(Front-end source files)
┄┄┄┄┄┄
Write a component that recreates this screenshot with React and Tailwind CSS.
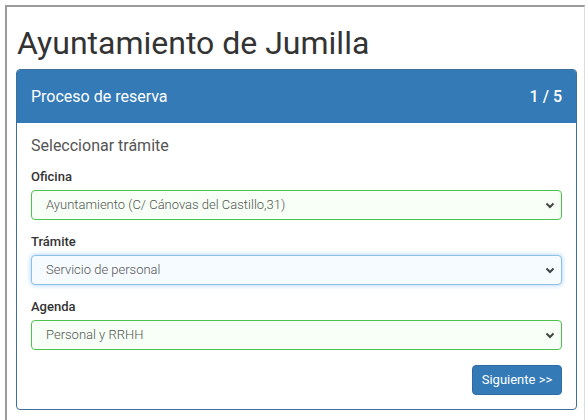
const font = { fontFamily: 'Roboto, "Liberation Sans", sans-serif' }

function Chevron() {
  return (
    <svg width="10" height="7" viewBox="0 0 10 7" className="shrink-0">
      <polyline points="1.5,1.5 5,5 8.5,1.5" fill="none" stroke="#444" strokeWidth="2" />
    </svg>
  )
}

function Field({ label, value, focus, last }) {
  return (
    <div className={last ? '' : 'mb-[13px]'}>
      <div className="text-[13px] leading-[18px] font-medium text-[#333] mb-[4px]">{label}</div>
      <div
        className={
          'h-[30px] rounded-[4px] border flex items-center justify-between pl-[14px] pr-[6px] text-[13px] font-light text-[#555] ' +
          (focus
            ? 'border-[#8ec0ea] bg-[#f5fbff] shadow-[0_0_5px_rgba(102,175,233,0.6)]'
            : 'border-[#4cc24c] bg-[#f7fff7]')
        }
      >
        <span>{value}</span>
        <Chevron />
      </div>
    </div>
  )
}

export default function App() {
  return (
    <div className="bg-white h-[420px] overflow-hidden pt-[5px] pl-[5px]" style={font}>
      <div className="w-[580px] h-[500px] border-t-2 border-l-2 border-[#9a9a9a] border-r border-r-[#dcdcdc] pl-[9px]">
        <h1 className="mt-[18px] mb-[8px] pl-px text-[32px] leading-[36px] text-[#333]">Ayuntamiento de Jumilla</h1>

        <div className="w-[561px] rounded-[4px] border border-[#3f6f9c] overflow-hidden">
          <div className="h-[53px] bg-[#337ab7] flex items-center justify-between px-[14px] text-white text-[16px]">
            <span>Proceso de reserva</span>
            <span className="font-medium">1 / 5</span>
          </div>

          <div className="px-[14px] pt-[12px] pb-[14px]">
            <h3 className="text-[16px] leading-[22px] text-[#555] mb-[11px]">Seleccionar trámite</h3>
            <Field label="Oficina" value="Ayuntamiento (C/ Cánovas del Castillo,31)" />
            <Field label="Trámite" value="Servicio de personal" focus />
            <Field label="Agenda" value="Personal y RRHH" last />
            <div className="flex justify-end mt-[15px]">
              <button className="w-[90px] h-[30px] rounded-[4px] bg-[#337ab7] border border-[#2e6da4] text-white text-[13px]">
                Siguiente &gt;&gt;
              </button>
            </div>
          </div>
        </div>
      </div>
    </div>
  )
}
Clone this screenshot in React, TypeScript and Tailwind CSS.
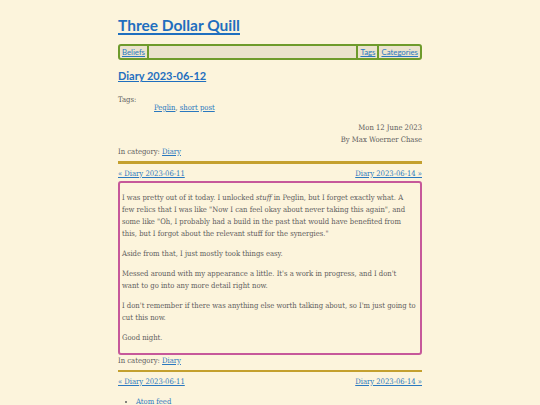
const serif = "font-['DejaVu_Serif_Condensed','DejaVu_Serif',serif]";
const sans = "font-['Lato','Open_Sans',sans-serif]";
const link = "text-[#2a78bf] underline decoration-[1px] underline-offset-[1px]";

function PostNav() {
  return (
    <div className="flex justify-between leading-[12px]">
      <a href="#" className={link}>
        « Diary 2023-06-11
      </a>
      <a href="#" className={link}>
        Diary 2023-06-14 »
      </a>
    </div>
  );
}

function Category() {
  return (
    <div className="leading-[12px]">
      In category:{" "}
      <a href="#" className={link}>
        Diary
      </a>
    </div>
  );
}

export default function App() {
  return (
    <div className={`min-h-screen bg-[#fcf4dc] text-[7.6px] text-[#5c5c5c] ${serif}`}>
      <div className="mx-auto w-[304px] pt-[15px] pb-4">
        <h1 className={`${sans} text-[15.5px] font-bold leading-[20px]`}>
          <a href="#" className="text-[#1f6fbf] underline decoration-[1.5px] underline-offset-[2px]">
            Three Dollar Quill
          </a>
        </h1>

        <nav
          className={`${sans} mt-[9px] flex h-[16px] items-stretch rounded-[3px] border-2 border-[#6e9b2c] bg-[#ebe3cd] text-[7.8px] leading-[12px]`}>
          <div className="flex items-center border-r-2 border-[#6e9b2c] px-[2px]">
            <a href="#" className={link}>
              Beliefs
            </a>
          </div>
          <div className="flex-1" />
          <div className="flex items-center border-l-2 border-[#6e9b2c] px-[2px]">
            <a href="#" className={link}>
              Tags
            </a>
          </div>
          <div className="flex items-center border-l-2 border-[#6e9b2c] px-[2px]">
            <a href="#" className={link}>
              Categories
            </a>
          </div>
        </nav>

        <h2 className={`${sans} mt-[8px] text-[11px] font-bold leading-[16px]`}>
          <a href="#" className="text-[#1f6fbf] underline decoration-[1px] underline-offset-[1px]">
            Diary 2023-06-12
          </a>
        </h2>

        <div className="mt-[10px] leading-[12px]">Tags:</div>
        <ul className="-mt-[4px] pl-[36px] leading-[12px]">
          <li>
            <a href="#" className={link}>
              Peglin
            </a>
            ,{" "}
            <a href="#" className={link}>
              short post
            </a>
          </li>
        </ul>

        <div className="mt-[8px] text-right leading-[12px]">
          <div>Mon 12 June 2023</div>
          <div>By Max Woerner Chase</div>
        </div>
        <Category />

        <div className="mt-[3px] h-[2.5px] bg-[#c4a02e]" />
        <div className="mt-[4px]">
          <PostNav />
        </div>

        <div className="mt-[1px] rounded-[3px] border-2 border-[#c6589a] py-[1px] pr-[4px] pl-[2px] leading-[12px]">
          <p className="my-[8px]">
            I was pretty out of it today. I unlocked <em>stuff</em> in Peglin, but I forget exactly what. A
            few relics that I was like "Now I can feel okay about never taking this again", and some like
            "Oh, I probably had a build in the past that would have benefited from this, but I forgot about
            the relevant stuff for the synergies."
          </p>
          <p className="my-[8px]">Aside from that, I just mostly took things easy.</p>
          <p className="my-[8px]">
            Messed around with my appearance a little. It's a work in progress, and I don't
            <br />
            want to go into any more detail right now.
          </p>
          <p className="my-[8px]">
            I don't remember if there was anything else worth talking about, so I'm just going to cut this
            now.
          </p>
          <p className="my-[8px]">Good night.</p>
        </div>

        <Category />
        <div className="mt-[3px] h-[2.5px] bg-[#c4a02e]" />
        <div className="mt-[4px]">
          <PostNav />
        </div>

        <ul className="mt-[8px] list-disc pl-[18px] leading-[12px] marker:text-[#5c5c5c]">
          <li>
            <a href="#" className={link}>
              Atom feed
            </a>
          </li>
        </ul>
      </div>
    </div>
  );
}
┄┄┄┄┄┄
• [Challenge]: Every entry above is to be set down exactly; the pictures are to be left out.

• [Response]:
Write a component that recreates this screenshot with React and Tailwind CSS.
const font = { fontFamily: 'Roboto, "Liberation Sans", sans-serif' }

function Chevron() {
  return (
    <svg width="10" height="7" viewBox="0 0 10 7" className="shrink-0">
      <polyline points="1.5,1.5 5,5 8.5,1.5" fill="none" stroke="#444" strokeWidth="2" />
    </svg>
  )
}

function Field({ label, value, focus, last }) {
  return (
    <div className={last ? '' : 'mb-[13px]'}>
      <div className="text-[13px] leading-[18px] font-medium text-[#333] mb-[4px]">{label}</div>
      <div
        className={
          'h-[30px] rounded-[4px] border flex items-center justify-between pl-[14px] pr-[6px] text-[13px] font-light text-[#555] ' +
          (focus
            ? 'border-[#8ec0ea] bg-[#f5fbff] shadow-[0_0_5px_rgba(102,175,233,0.6)]'
            : 'border-[#4cc24c] bg-[#f7fff7]')
        }
      >
        <span>{value}</span>
        <Chevron />
      </div>
    </div>
  )
}

export default function App() {
  return (
    <div className="bg-white h-[420px] overflow-hidden pt-[5px] pl-[5px]" style={font}>
      <div className="w-[580px] h-[500px] border-t-2 border-l-2 border-[#9a9a9a] border-r border-r-[#dcdcdc] pl-[9px]">
        <h1 className="mt-[18px] mb-[8px] pl-px text-[32px] leading-[36px] text-[#333]">Ayuntamiento de Jumilla</h1>

        <div className="w-[561px] rounded-[4px] border border-[#3f6f9c] overflow-hidden">
          <div className="h-[53px] bg-[#337ab7] flex items-center justify-between px-[14px] text-white text-[16px]">
            <span>Proceso de reserva</span>
            <span className="font-medium">1 / 5</span>
          </div>

          <div className="px-[14px] pt-[12px] pb-[14px]">
            <h3 className="text-[16px] leading-[22px] text-[#555] mb-[11px]">Seleccionar trámite</h3>
            <Field label="Oficina" value="Ayuntamiento (C/ Cánovas del Castillo,31)" />
            <Field label="Trámite" value="Servicio de personal" focus />
            <Field label="Agenda" value="Personal y RRHH" last />
            <div className="flex justify-end mt-[15px]">
              <button className="w-[90px] h-[30px] rounded-[4px] bg-[#337ab7] border border-[#2e6da4] text-white text-[13px]">
                Siguiente &gt;&gt;
              </button>
            </div>
          </div>
        </div>
      </div>
    </div>
  )
}
Clone this screenshot in React, TypeScript and Tailwind CSS.
const serif = "font-['DejaVu_Serif_Condensed','DejaVu_Serif',serif]";
const sans = "font-['Lato','Open_Sans',sans-serif]";
const link = "text-[#2a78bf] underline decoration-[1px] underline-offset-[1px]";

function PostNav() {
  return (
    <div className="flex justify-between leading-[12px]">
      <a href="#" className={link}>
        « Diary 2023-06-11
      </a>
      <a href="#" className={link}>
        Diary 2023-06-14 »
      </a>
    </div>
  );
}

function Category() {
  return (
    <div className="leading-[12px]">
      In category:{" "}
      <a href="#" className={link}>
        Diary
      </a>
    </div>
  );
}

export default function App() {
  return (
    <div className={`min-h-screen bg-[#fcf4dc] text-[7.6px] text-[#5c5c5c] ${serif}`}>
      <div className="mx-auto w-[304px] pt-[15px] pb-4">
        <h1 className={`${sans} text-[15.5px] font-bold leading-[20px]`}>
          <a href="#" className="text-[#1f6fbf] underline decoration-[1.5px] underline-offset-[2px]">
            Three Dollar Quill
          </a>
        </h1>

        <nav
          className={`${sans} mt-[9px] flex h-[16px] items-stretch rounded-[3px] border-2 border-[#6e9b2c] bg-[#ebe3cd] text-[7.8px] leading-[12px]`}>
          <div className="flex items-center border-r-2 border-[#6e9b2c] px-[2px]">
            <a href="#" className={link}>
              Beliefs
            </a>
          </div>
          <div className="flex-1" />
          <div className="flex items-center border-l-2 border-[#6e9b2c] px-[2px]">
            <a href="#" className={link}>
              Tags
            </a>
          </div>
          <div className="flex items-center border-l-2 border-[#6e9b2c] px-[2px]">
            <a href="#" className={link}>
              Categories
            </a>
          </div>
        </nav>

        <h2 className={`${sans} mt-[8px] text-[11px] font-bold leading-[16px]`}>
          <a href="#" className="text-[#1f6fbf] underline decoration-[1px] underline-offset-[1px]">
            Diary 2023-06-12
          </a>
        </h2>

        <div className="mt-[10px] leading-[12px]">Tags:</div>
        <ul className="-mt-[4px] pl-[36px] leading-[12px]">
          <li>
            <a href="#" className={link}>
              Peglin
            </a>
            ,{" "}
            <a href="#" className={link}>
              short post
            </a>
          </li>
        </ul>

        <div className="mt-[8px] text-right leading-[12px]">
          <div>Mon 12 June 2023</div>
          <div>By Max Woerner Chase</div>
        </div>
        <Category />

        <div className="mt-[3px] h-[2.5px] bg-[#c4a02e]" />
        <div className="mt-[4px]">
          <PostNav />
        </div>

        <div className="mt-[1px] rounded-[3px] border-2 border-[#c6589a] py-[1px] pr-[4px] pl-[2px] leading-[12px]">
          <p className="my-[8px]">
            I was pretty out of it today. I unlocked <em>stuff</em> in Peglin, but I forget exactly what. A
            few relics that I was like "Now I can feel okay about never taking this again", and some like
            "Oh, I probably had a build in the past that would have benefited from this, but I forgot about
            the relevant stuff for the synergies."
          </p>
          <p className="my-[8px]">Aside from that, I just mostly took things easy.</p>
          <p className="my-[8px]">
            Messed around with my appearance a little. It's a work in progress, and I don't
            <br />
            want to go into any more detail right now.
          </p>
          <p className="my-[8px]">
            I don't remember if there was anything else worth talking about, so I'm just going to cut this
            now.
          </p>
          <p className="my-[8px]">Good night.</p>
        </div>

        <Category />
        <div className="mt-[3px] h-[2.5px] bg-[#c4a02e]" />
        <div className="mt-[4px]">
          <PostNav />
        </div>

        <ul className="mt-[8px] list-disc pl-[18px] leading-[12px] marker:text-[#5c5c5c]">
          <li>
            <a href="#" className={link}>
              Atom feed
            </a>
          </li>
        </ul>
      </div>
    </div>
  );
}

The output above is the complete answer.